§ DESCRIPTION OF THE TASK
Restate exactly the lines that run from the start of the records below to the line containing "import React from 'react';", counting both ends, and nothing else; pictures stay out.

§ RECORDS FOR THIS TASK
-- -- --
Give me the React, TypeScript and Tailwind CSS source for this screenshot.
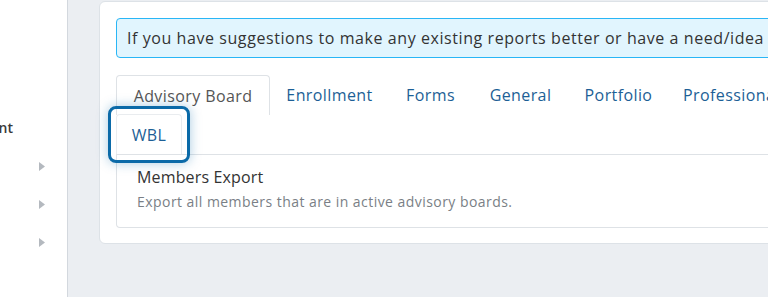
import React from 'react';

const tabs = [
  { label: 'Advisory Board', w: 'w-[154px]' },
  { label: 'Enrollment', w: 'w-[119px]' },
  { label: 'Forms', w: 'w-[83px]' },
  { label: 'General', w: 'w-[97px]' },
  { label: 'Portfolio', w: 'w-[99px]' },
  { label: 'Professional Development', w: 'w-[236px]' },
];

function Caret() {
  return (
    <svg width="6" height="9" viewBox="0 0 6 9" className="fill-[#b4b9bf]">
      <path d="M0 0 L6 4.5 L0 9 Z" />
    </svg>
  );
}

export default function App() {
  return (
    <div className="w-[768px] h-[297px] overflow-hidden flex bg-[#ebeef2] text-[#333]" style={{ fontFamily: '"Open Sans", "Liberation Sans", sans-serif' }}>
      {/* sidebar */}
      <aside className="w-[68px] shrink-0 bg-white border-r border-[#d3d8de] flex flex-col items-end overflow-hidden">
        <div className="mt-[118px] w-[68px] flex justify-end">
          <span className="text-[14px] font-semibold text-[#3a3a3a] mr-[54px] whitespace-nowrap leading-5">Management</span>
        </div>
        <div className="mt-[24px] w-full flex flex-col items-start pl-[39px] gap-[29px]">
          <Caret />
          <Caret />
          <Caret />
        </div>
      </aside>

      {/* main */}
      <main className="flex-1 pl-[31px] pt-[1px]">
        <div className="w-[1000px] bg-white border border-[#dde2e7] rounded-md p-4 pb-[15px]">
          <div className="h-10 flex items-center px-[10px] bg-[#e1f5fe] border border-[#29b6f6] rounded text-[16px] tracking-[0.57px] text-[#333] whitespace-nowrap">
            If you have suggestions to make any existing reports better or have a need/idea for a new report, let us know.
          </div>

          <div className="mt-[17px] w-[800px] flex flex-wrap border-b border-[#dee2e6] text-[16px] tracking-[0.4px]">
            {tabs.map((t, i) => (
              <div
                key={t.label}
                className={
                  i === 0
                    ? `${t.w} h-10 flex items-center justify-center bg-white border border-b-0 border-[#dee2e6] rounded-t text-[#555] whitespace-nowrap`
                    : `${t.w} h-10 flex items-center justify-center border border-transparent text-[#1d5f96] whitespace-nowrap`
                }
              >
                {t.label}
              </div>
            ))}
            <div className="relative -mt-px w-[66px] h-10 flex items-center justify-center border border-b-0 border-[#e9ecef] rounded-t text-[#1d5f96]">
              WBL
              <span className="absolute -inset-[9px] rounded-lg border-[3px] border-[#0b6aa8] shadow-[0_0_12px_rgba(11,106,168,0.35)] pointer-events-none" />
            </div>
          </div>

          <div className="h-[73px] border border-t-0 border-[#dee2e6] rounded-b px-5 pt-[10px]">
            <div className="text-[16px] tracking-[0.15px] text-[#333] leading-6">Members Export</div>
            <div className="text-[14px] tracking-[0.45px] text-[#7a7f86] leading-5 mt-[3px]">Export all members that are in active advisory boards.</div>
          </div>
        </div>
      </main>
    </div>
  );
}
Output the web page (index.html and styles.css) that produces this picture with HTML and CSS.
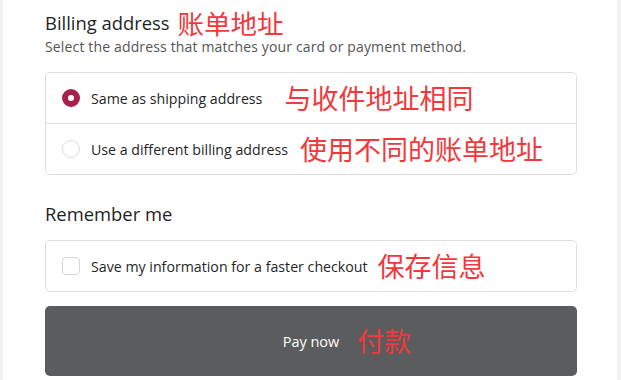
FILE: index.html
```html
<!DOCTYPE html>
<html lang="en">
<head>
<meta charset="utf-8">
<link rel="stylesheet" href="styles.css">
</head>
<body>
<div class="panel">
  <div class="section">
    <h2 class="title">Billing address<span class="note note-title">账单地址</span></h2>
    <p class="sub">Select the address that matches your card or payment method.</p>
  </div>
  <div class="box">
    <label class="row">
      <span class="radio checked"></span>
      <span class="label">Same as shipping address</span>
      <span class="note note-row1">与收件地址相同</span>
    </label>
    <label class="row divider">
      <span class="radio"></span>
      <span class="label">Use a different billing address</span>
      <span class="note note-row2">使用不同的账单地址</span>
    </label>
  </div>
  <h2 class="title title-remember">Remember me</h2>
  <div class="box">
    <label class="row">
      <span class="check"></span>
      <span class="label">Save my information for a faster checkout</span>
      <span class="note note-row3">保存信息</span>
    </label>
  </div>
  <button class="pay"><span class="pay-text">Pay now</span><span class="note note-pay">付款</span></button>
</div>
</body>
</html>
```

FILE: styles.css
```css
html, body {
  margin: 0;
  padding: 0;
  height: 100%;
}
body {
  background: #f1f1f1;
  font-family: "Open Sans", "Noto Sans", sans-serif;
  color: #1f1f1f;
  overflow: hidden;
}
.panel {
  background: #ffffff;
  margin: 0 4px 0 3px;
  padding: 0 40px 0 42px;
  height: 100%;
  box-sizing: border-box;
}
.section {
  padding-top: 10px;
}
.title {
  margin: 0;
  font-size: 18.4px;
  font-weight: 400;
  line-height: 26px;
  height: 26px;
  color: #1f1f1f;
  display: flex;
  align-items: center;
}
.sub {
  margin: 2px 0 16px;
  font-size: 14px;
  letter-spacing: 0.15px;
  line-height: 18px;
  color: #555;
}
.note {
  font-family: "Noto Sans CJK SC", sans-serif;
  color: #f2383b;
  font-size: 27px;
  line-height: 30px;
  letter-spacing: 0;
}
.note-title { margin-left: 8px; line-height: 26px; font-size: 26.5px; }
.box {
  border: 1px solid #dedede;
  border-radius: 5px;
}
.row {
  display: flex;
  align-items: center;
  height: 50px;
  padding-left: 16px;
}
.divider {
  border-top: 1px solid #dedede;
}
.radio {
  width: 18px;
  height: 18px;
  border-radius: 50%;
  border: 1px solid #dcdcdc;
  box-sizing: border-box;
  flex: none;
}
.radio.checked {
  border: 6.5px solid #a8204e;
  background: #fff;
}
.check {
  width: 18px;
  height: 18px;
  border-radius: 4px;
  border: 1px solid #d6d6d6;
  box-sizing: border-box;
  flex: none;
}
.label {
  margin-left: 11px;
  font-size: 14.2px;
  color: #262626;
}
.note-row1 { margin-left: 22px; }
.note-row2 { margin-left: 12px; }
.note-row3 { margin-left: 10px; }
.title-remember {
  margin-top: 26px;
  margin-bottom: 13px;
}
.pay {
  display: grid;
  grid-template-columns: 1fr auto 1fr;
  align-items: center;
  width: 100%;
  height: 70px;
  margin-top: 14px;
  border: none;
  border-radius: 5px;
  background: #5b5c5d;
  color: #fff;
  font-family: "Open Sans", "Noto Sans", sans-serif;
  font-size: 14.5px;
  padding: 0;
}
.pay-text { grid-column: 2; }
.note-pay { grid-column: 3; justify-self: start; margin-left: 18px; }
```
-- -- --
§ COMPLETED TASK
Give me the React, TypeScript and Tailwind CSS source for this screenshot.
import React from 'react';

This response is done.